◆ RECORDED DATA ◆
- - -
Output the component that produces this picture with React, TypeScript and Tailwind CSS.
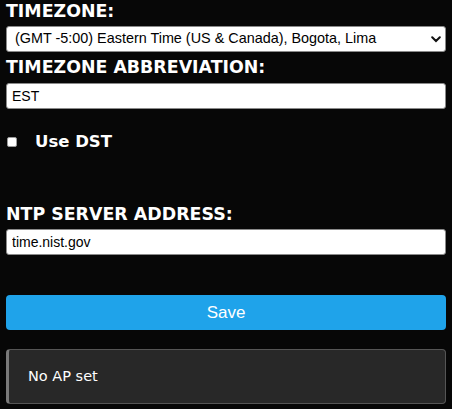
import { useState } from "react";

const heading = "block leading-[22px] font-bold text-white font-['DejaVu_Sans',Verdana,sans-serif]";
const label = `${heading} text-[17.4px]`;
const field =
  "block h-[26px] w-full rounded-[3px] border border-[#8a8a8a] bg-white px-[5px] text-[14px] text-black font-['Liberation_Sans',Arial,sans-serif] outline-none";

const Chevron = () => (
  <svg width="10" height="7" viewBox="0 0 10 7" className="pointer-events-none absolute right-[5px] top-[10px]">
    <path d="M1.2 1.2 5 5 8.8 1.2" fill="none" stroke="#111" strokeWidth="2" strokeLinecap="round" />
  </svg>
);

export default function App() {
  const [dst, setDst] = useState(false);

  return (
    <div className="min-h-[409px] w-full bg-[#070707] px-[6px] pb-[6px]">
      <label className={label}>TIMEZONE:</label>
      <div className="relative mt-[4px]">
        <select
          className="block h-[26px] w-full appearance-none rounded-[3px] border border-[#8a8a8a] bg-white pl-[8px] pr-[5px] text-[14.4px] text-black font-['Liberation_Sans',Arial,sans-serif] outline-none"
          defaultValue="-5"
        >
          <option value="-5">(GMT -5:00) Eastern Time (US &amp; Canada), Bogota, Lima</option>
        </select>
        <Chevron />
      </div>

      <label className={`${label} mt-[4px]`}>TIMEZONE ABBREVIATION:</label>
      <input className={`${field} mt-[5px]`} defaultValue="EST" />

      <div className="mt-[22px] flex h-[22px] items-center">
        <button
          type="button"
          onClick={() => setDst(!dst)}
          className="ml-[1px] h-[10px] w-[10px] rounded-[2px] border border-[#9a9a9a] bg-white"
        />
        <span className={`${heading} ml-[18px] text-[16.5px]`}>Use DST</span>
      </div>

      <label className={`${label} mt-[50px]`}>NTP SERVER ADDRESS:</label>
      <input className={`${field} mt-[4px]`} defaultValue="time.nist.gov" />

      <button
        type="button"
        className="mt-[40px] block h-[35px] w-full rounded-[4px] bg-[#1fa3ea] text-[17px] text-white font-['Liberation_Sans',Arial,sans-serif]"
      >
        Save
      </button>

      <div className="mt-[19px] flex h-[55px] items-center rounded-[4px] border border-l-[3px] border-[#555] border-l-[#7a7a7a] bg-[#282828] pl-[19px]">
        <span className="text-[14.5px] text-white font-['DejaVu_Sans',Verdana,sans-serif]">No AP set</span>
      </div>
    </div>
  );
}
- - -
◆ PROBLEM DESCRIPTION ◆
Transcribe the preceding listing in its entirety and with exact wording, leaving out pictures.

◆ TASK OUTPUT ◆
Output the component that produces this picture with React, TypeScript and Tailwind CSS.
import { useState } from "react";

const heading = "block leading-[22px] font-bold text-white font-['DejaVu_Sans',Verdana,sans-serif]";
const label = `${heading} text-[17.4px]`;
const field =
  "block h-[26px] w-full rounded-[3px] border border-[#8a8a8a] bg-white px-[5px] text-[14px] text-black font-['Liberation_Sans',Arial,sans-serif] outline-none";

const Chevron = () => (
  <svg width="10" height="7" viewBox="0 0 10 7" className="pointer-events-none absolute right-[5px] top-[10px]">
    <path d="M1.2 1.2 5 5 8.8 1.2" fill="none" stroke="#111" strokeWidth="2" strokeLinecap="round" />
  </svg>
);

export default function App() {
  const [dst, setDst] = useState(false);

  return (
    <div className="min-h-[409px] w-full bg-[#070707] px-[6px] pb-[6px]">
      <label className={label}>TIMEZONE:</label>
      <div className="relative mt-[4px]">
        <select
          className="block h-[26px] w-full appearance-none rounded-[3px] border border-[#8a8a8a] bg-white pl-[8px] pr-[5px] text-[14.4px] text-black font-['Liberation_Sans',Arial,sans-serif] outline-none"
          defaultValue="-5"
        >
          <option value="-5">(GMT -5:00) Eastern Time (US &amp; Canada), Bogota, Lima</option>
        </select>
        <Chevron />
      </div>

      <label className={`${label} mt-[4px]`}>TIMEZONE ABBREVIATION:</label>
      <input className={`${field} mt-[5px]`} defaultValue="EST" />

      <div className="mt-[22px] flex h-[22px] items-center">
        <button
          type="button"
          onClick={() => setDst(!dst)}
          className="ml-[1px] h-[10px] w-[10px] rounded-[2px] border border-[#9a9a9a] bg-white"
        />
        <span className={`${heading} ml-[18px] text-[16.5px]`}>Use DST</span>
      </div>

      <label className={`${label} mt-[50px]`}>NTP SERVER ADDRESS:</label>
      <input className={`${field} mt-[4px]`} defaultValue="time.nist.gov" />

      <button
        type="button"
        className="mt-[40px] block h-[35px] w-full rounded-[4px] bg-[#1fa3ea] text-[17px] text-white font-['Liberation_Sans',Arial,sans-serif]"
      >
        Save
      </button>

      <div className="mt-[19px] flex h-[55px] items-center rounded-[4px] border border-l-[3px] border-[#555] border-l-[#7a7a7a] bg-[#282828] pl-[19px]">
        <span className="text-[14.5px] text-white font-['DejaVu_Sans',Verdana,sans-serif]">No AP set</span>
      </div>
    </div>
  );
}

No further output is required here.